Die effektivsten Wirkstoffe zum chemischen Biofilmmanagement sind Wirkstoffe, deren Aktivität in erster Linie gegen die bakterielle Plaque, aber indirekt auch gegen gingivale Entzündungen und Zahnsteinbildung gerichtet ist [Heasman & Seymour, 1994]. Die Effektivität solcher Zusätze wird maßgeblich von dem antibakteriellen Potenzial und der Verweildauer des Wirkstoffs im Mund bestimmt [Goodson, 1989]. Im Rahmen der Applikation ist der direkte Kontakt des Wirkstoffs in Mundspüllösungen am Wirkungsort auf die kurze Zeit der Spülung im Mund beschränkt [Guggenheim, 1990]. Anschließend bewirkt der Speichelfluss einen schnellen Abtransport der Wirkstoffe. Eine hohe Substantivität, das heißt, eine verlängerte aktive Wirkung einer chemischen Substanz über die Spülzeit hinaus, verbessert die Effektivität eines Wirkstoffs in der Mundhöhle und stellt neben der direkten Abtötung der Mikroorganismen die wichtigste Einflussgröße für die unterschiedliche Wirksamkeit der einzelnen Wirkstoffe dar. Manche Wirkstoffe besitzen – zumeist durch ihre Ladung und gute Anlagerung an orale Strukturen – eine eigene Substantivität oder sie werden in ihrer Wirkung durch Zusatzstoffe oder Wirkstoffkombinationen erhöht.

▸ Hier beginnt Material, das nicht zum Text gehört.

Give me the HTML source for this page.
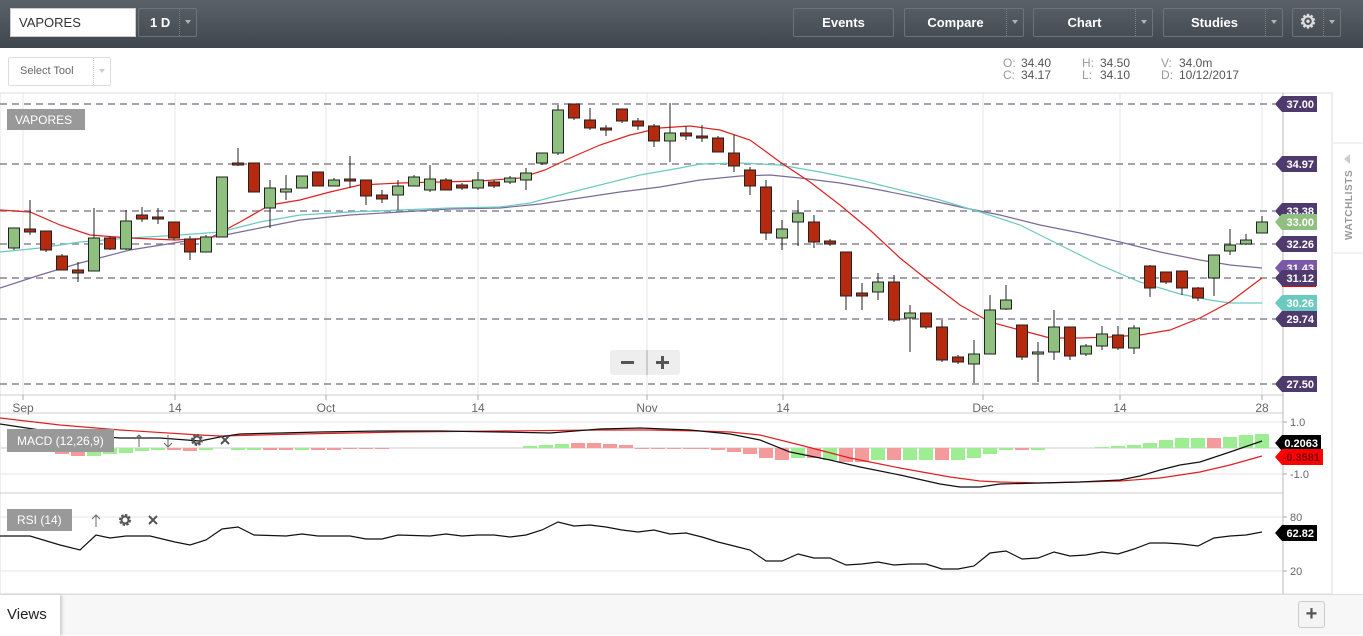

Die Kombination aus klinischer Wirksamkeit und Substantivität in der Mundhöhle ergibt dann Agenzien beziehungsweise Produkte, die nicht nur in vitro einen Effekt haben, sondern dem Management von Plaque und Gingivitis dienen. Neben der Gingivitis-reduzierenden und Plaque-hemmenden Wirkung ist für den Verbraucher zusätzlich ein frischer, guter Geschmack der Mundspüllösung von Bedeutung. Aus medizinischer Sicht sollten nur solche Wirkstoffe angewandt werden, bei denen systemische Nebenwirkungen, Toxizität, Resistenzbildung und allergische Reaktionen ausgeschlossen sind.
Ziel der Leitlinie
Da der Gingivitis-Prävention und -Therapie damit sowohl für den Erhalt der parodontalen Gesundheit als auch des parodontalen Gewebes eine primäre und entscheidende Aufgabe zukommt [Addy & Moran, 1997], ist das Ziel der Leitlinie, den Anwendern eine Entscheidungshilfe zur Prävention und Therapie gingivaler Erkrankungen mittels Mundspüllösungen zu geben. Hierfür wurde die klinische Wirksamkeit der zusätzlichen Anwendung von Mundspüllösungen (chemische Biofilmkontrolle) im Vergleich zur reinen mechanischen Plaquekontrolle oder mechanischer Plaquekontrolle mit zusätzlicher Anwendung einer Placebo- oder Kontroll-Mundspüllösung bewertet.
Methodik
Diese Leitlinie entspricht den Richtlinien von PRISMA [2014] zur Erstellung systematischer Übersichtsarbeiten. Es wurde untersucht, welchen Effekt bei Patienten mit und ohne Gingivitis das chemische Biofilmmanagement durch eine Mundspüllösung in Kombination mit mechanischer Mundhygiene im Vergleich zur reinen mechanischen Mundhygiene oder zur Reinigung in Kombination mit einer Placebo-/Kontrollspüllösung während eines Beobachtungszeitraums von mindestens sechs Monaten in Bezug auf gingivale Parameter und Plaque-Parameter hat (PICO-Frage).